NASA will roll the largest section of the agency’s SLS (Space Launch System) rocket, which will launch the second crewed Artemis mission, out of the agency’s Michoud Assembly Facility in New Orleans on Monday, April 20. What’s called the top four-fifths of the SLS core stage – the section containing the liquid hydrogen tank, liquid oxygen tank, intertank, and forward skirt – will be loaded on the agency’s Pegasus barge for delivery to NASA’s Kennedy Space Center in Florida.

Media will have the opportunity to capture images and video, hear remarks from agency and industry leadership, and speak with NASA subject matter experts and Artemis industry partners as crews move the rocket stage to the Pegasus barge.

This event is open to U.S. media, who must apply by Wednesday, April 15. Interested media must contact Jonathan Deal at jonathan.e.deal@nasa.gov and Craig Betbeze at craig.c.betbeze@nasa.gov. Registered media will receive confirmation and additional information about the event by email. The agency’s media credentialing policy is available online.

Once at NASA Kennedy, teams will complete the stage outfitting and vertical integration before handing the hardware over to the agency’s Exploration Ground Systems Program that will handle stacking and launch preparations. The Artemis III SLS engine section and boat-tail, which protects the engines during launch, moved from the Space Systems Processing Facility at NASA Kennedy to the Vehicle Assembly Building in July 2025. The four core stage RS-25 engines are scheduled to ship from NASA’s Stennis Space Center in Bay St. Louis, Mississippi no later than July 2026 for integration into the engine section.

The rocket stage with its four RS-25 engines will provide more than 2 million pounds of thrust to send astronauts aboard the Orion spacecraft for the Artemis III mission. Artemis III currently is scheduled for launch in 2027, following the successful Artemis II test flight mission around the Moon that concluded April 10.

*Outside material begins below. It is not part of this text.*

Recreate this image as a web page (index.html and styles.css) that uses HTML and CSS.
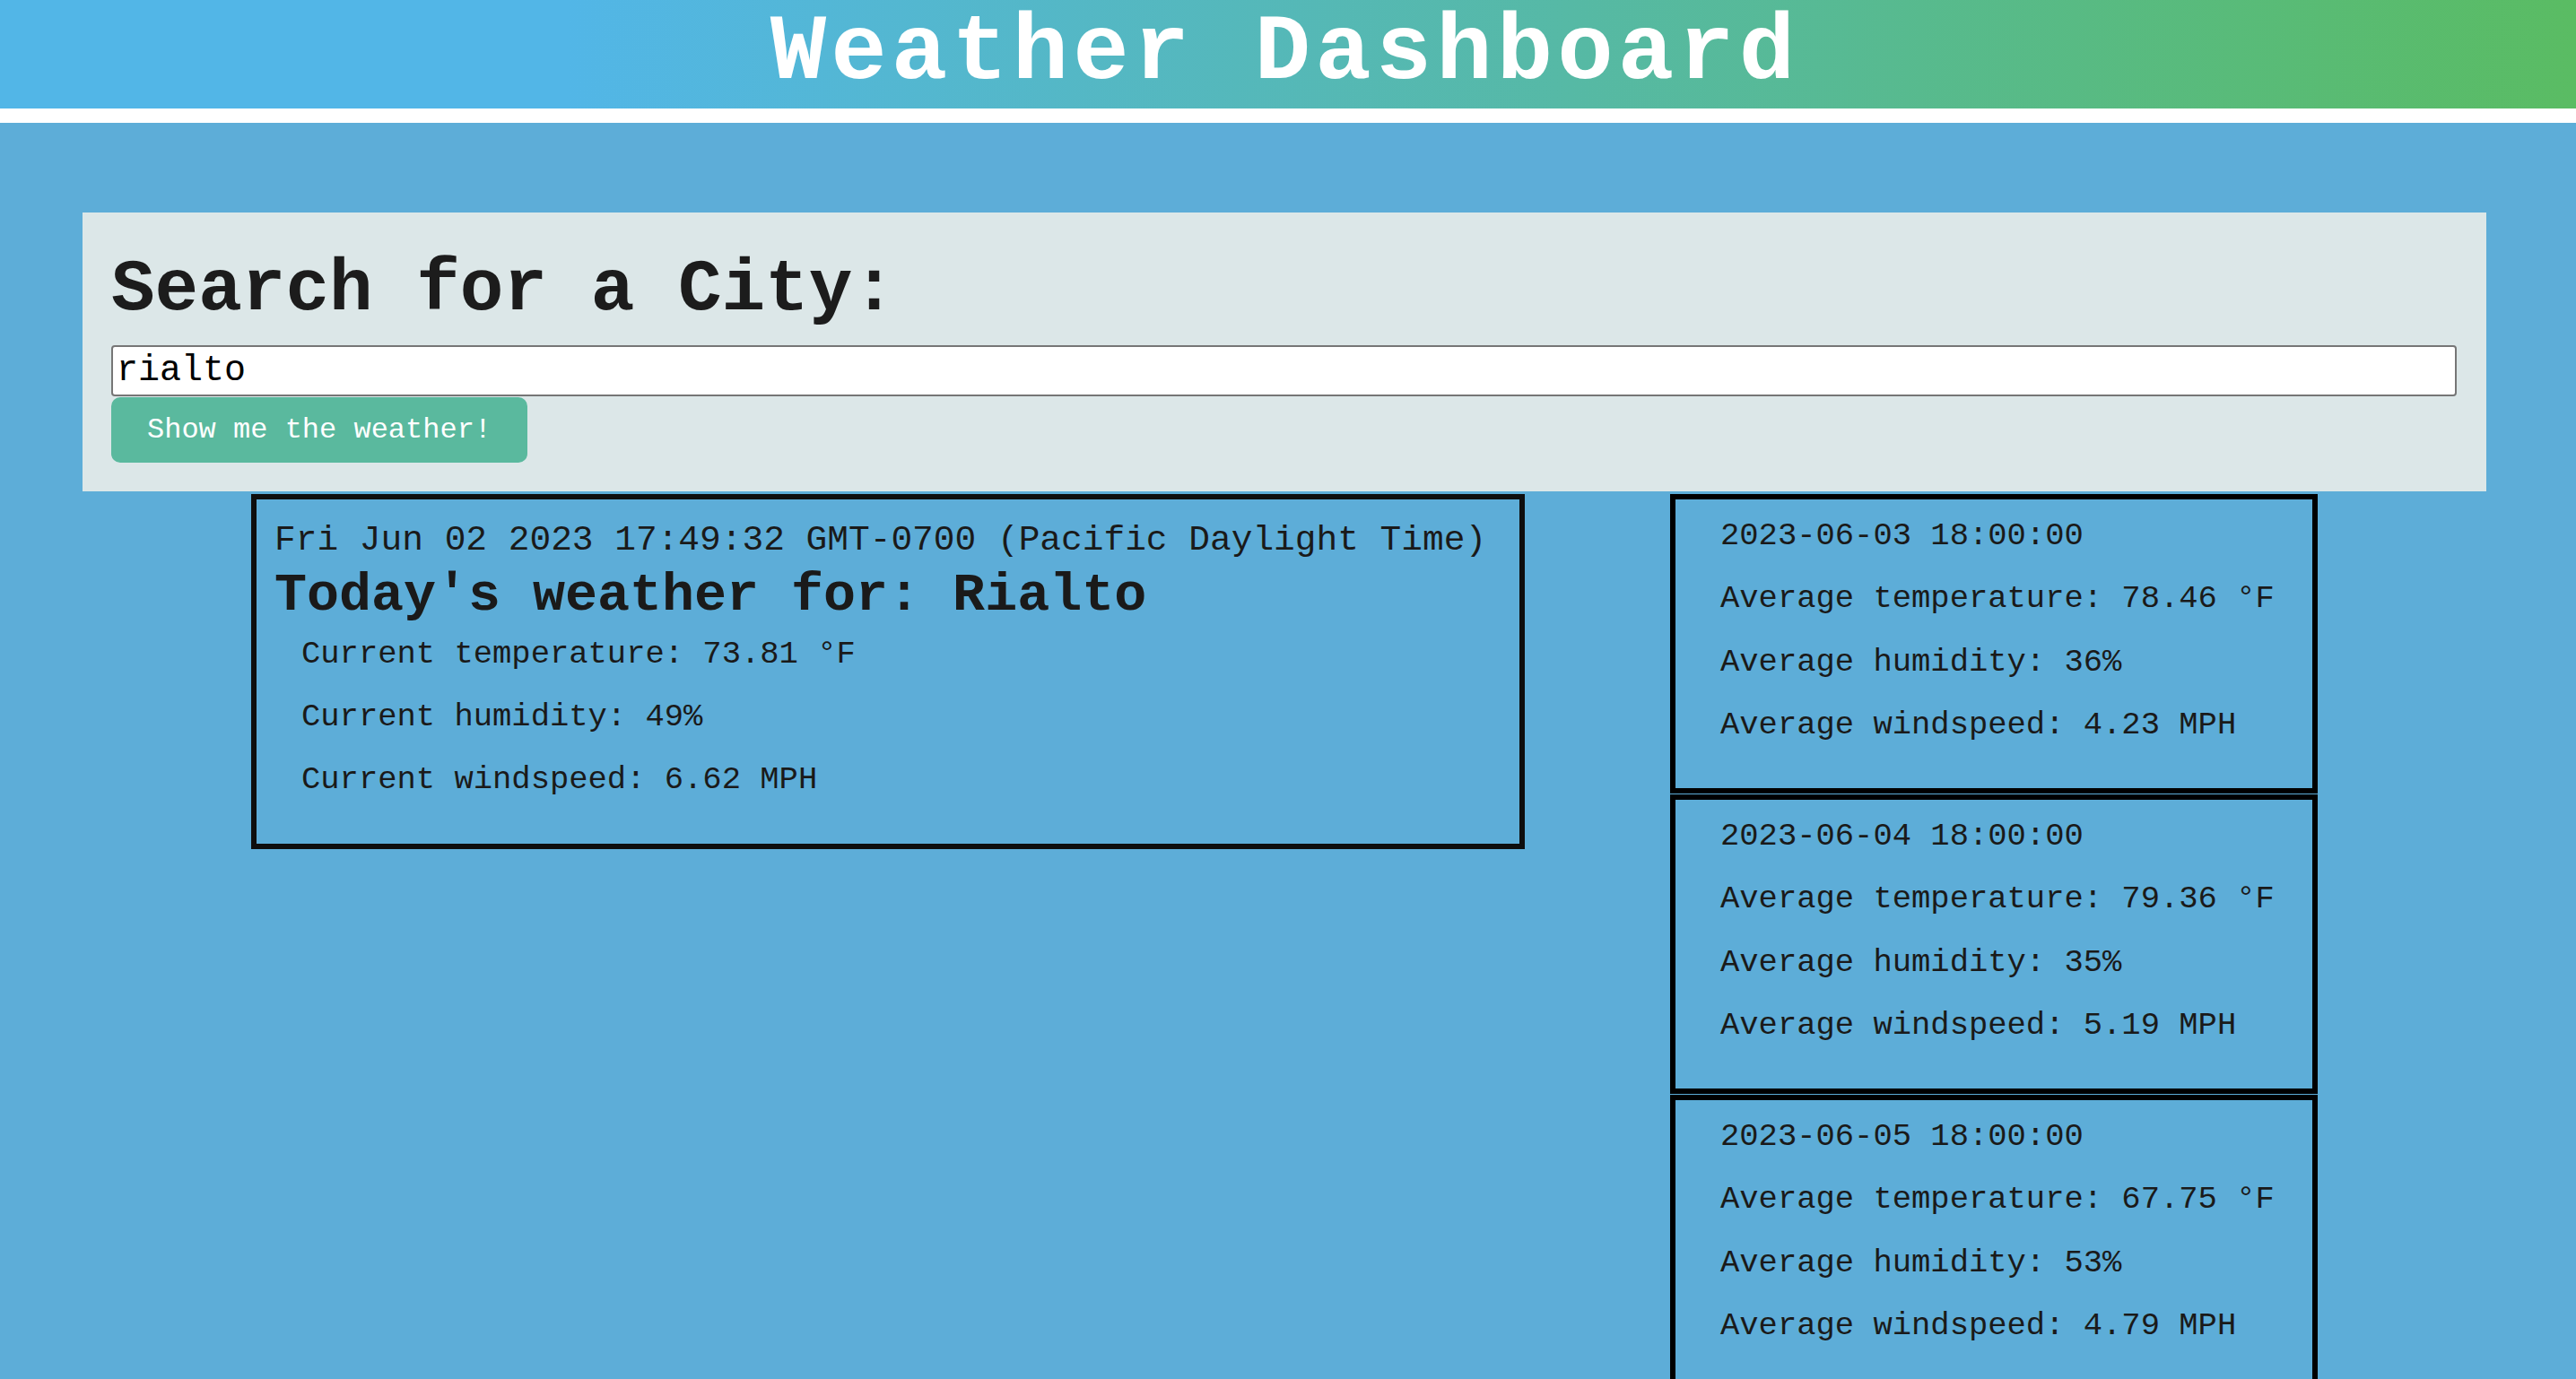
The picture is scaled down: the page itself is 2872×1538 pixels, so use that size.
FILE: index.html
```
<!DOCTYPE html>
<html lang="en">
<head>
<meta charset="utf-8">
<title>Weather Dashboard</title>
<link rel="stylesheet" href="styles.css">
</head>
<body>
<header class="site-header">
  <h1 class="site-title">Weather Dashboard</h1>
</header>
<main class="page">
  <section class="search-panel">
    <h2 class="search-title">Search for a City:</h2>
    <form class="search-form">
      <input class="search-input" type="text" value="rialto">
      <button class="search-button" type="button">Show me the weather!</button>
    </form>
  </section>
  <div class="results">
    <section class="current-card">
      <p class="current-date">Fri Jun 02 2023 17:49:32 GMT-0700 (Pacific Daylight Time)</p>
      <h3 class="current-title">Today's weather for: Rialto</h3>
      <p class="stat">Current temperature: 73.81 °F</p>
      <p class="stat">Current humidity: 49%</p>
      <p class="stat">Current windspeed: 6.62 MPH</p>
    </section>
    <div class="forecast">
      <article class="forecast-card">
        <p class="forecast-line">2023-06-03 18:00:00</p>
        <p class="forecast-line">Average temperature: 78.46 °F</p>
        <p class="forecast-line">Average humidity: 36%</p>
        <p class="forecast-line">Average windspeed: 4.23 MPH</p>
      </article>
      <article class="forecast-card">
        <p class="forecast-line">2023-06-04 18:00:00</p>
        <p class="forecast-line">Average temperature: 79.36 °F</p>
        <p class="forecast-line">Average humidity: 35%</p>
        <p class="forecast-line">Average windspeed: 5.19 MPH</p>
      </article>
      <article class="forecast-card">
        <p class="forecast-line">2023-06-05 18:00:00</p>
        <p class="forecast-line">Average temperature: 67.75 °F</p>
        <p class="forecast-line">Average humidity: 53%</p>
        <p class="forecast-line">Average windspeed: 4.79 MPH</p>
      </article>
    </div>
  </div>
</main>
</body>
</html>
```

FILE: styles.css
```
* {
  box-sizing: border-box;
}

body {
  margin: 0;
  background: #5dadd8;
  font-family: "Liberation Mono", "Courier New", monospace;
  color: #1a1a1a;
}

.site-header {
  height: 137px;
  background: linear-gradient(90deg, #52b6e7 22%, #5abc63 100%);
  border-bottom: 16px solid #ffffff;
  padding-right: 7px;
  text-align: center;
}

.site-title {
  margin: 0;
  font-size: 104px;
  line-height: 118px;
  letter-spacing: 5.1px;
  font-weight: 700;
  color: #ffffff;
}

.page {
  padding-top: 100px;
}

.search-panel {
  margin-left: 92px;
  width: 2680px;
  background: #dce7e8;
  padding: 47px 33px 32px 32px;
}

.search-title {
  margin: 0 0 21px;
  font-size: 81px;
  line-height: 80px;
  font-weight: 700;
  color: #1c1c1c;
}

.search-form {
  display: flex;
  flex-direction: column;
  align-items: flex-start;
  margin: 0;
}

.search-input {
  display: block;
  width: 100%;
  height: 57px;
  margin: 0;
  border: 2px solid #767676;
  border-radius: 4px;
  padding: 0 4px;
  background: #ffffff;
  color: #000000;
  font-family: "Liberation Mono", "Courier New", monospace;
  font-size: 40px;
}

.search-button {
  margin-top: 1px;
  height: 73px;
  padding: 0 40px;
  border: 0;
  border-radius: 10px;
  background: #5ab99e;
  color: #ffffff;
  font-family: "Liberation Mono", "Courier New", monospace;
  font-size: 32px;
}

.results {
  display: flex;
  align-items: flex-start;
  gap: 162px;
  padding-left: 280px;
  margin-top: 3px;
}

.current-card {
  width: 1420px;
  height: 396px;
  border: 6px solid #0e0e0e;
  padding: 23px 20px 0;
}

.current-date {
  margin: 0;
  font-size: 39.5px;
  line-height: 46px;
  white-space: nowrap;
}

.current-title {
  margin: 7px 0 0;
  font-size: 60px;
  line-height: 62px;
  font-weight: 700;
  color: #1a1a1a;
}

.stat {
  margin: 0 0 0 30px;
  font-size: 35.5px;
  line-height: 70px;
  white-space: nowrap;
}

.forecast {
  width: 722px;
  display: flex;
  flex-direction: column;
  gap: 1px;
}

.forecast-card {
  height: 334px;
  border: 6px solid #000000;
  padding: 6px 0 0 50px;
}

.forecast-line {
  margin: 0;
  font-size: 35.5px;
  line-height: 70.4px;
  white-space: nowrap;
}
```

Building, assembling, and transporting the core stage is a collaborative process for NASA, Boeing, the core stage lead contractor, and lead RS-25 engines contractor L3Harris Technologies. The core stage is the backbone of the SLS rocket. All five major structures for the rocket stage are manufactured at NASA Michoud. By optimizing space at NASA Kennedy and NASA Michoud for production, integration, and outfitting, NASA and industry can streamline production for a standardized SLS configuration for NASA’s Artemis program.

The Artemis III mission will launch to Earth’s orbit American astronauts in the Orion spacecraft on top of the SLS rocket to test rendezvous and docking capabilities between Orion and commercial spacecraft needed to land astronauts on the Moon in 2028. The SLS rocket is the only rocket capable of sending Orion, astronauts, and supplies to the Moon in a single launch.

Artemis III is the second crewed mission under the agency’s Artemis program, where NASA is sending astronauts on increasingly difficult missions to explore more of the Moon for scientific discovery, economic benefits, establish an enduring human presence on the lunar surface, and build on our foundation for the first crewed missions to Mars.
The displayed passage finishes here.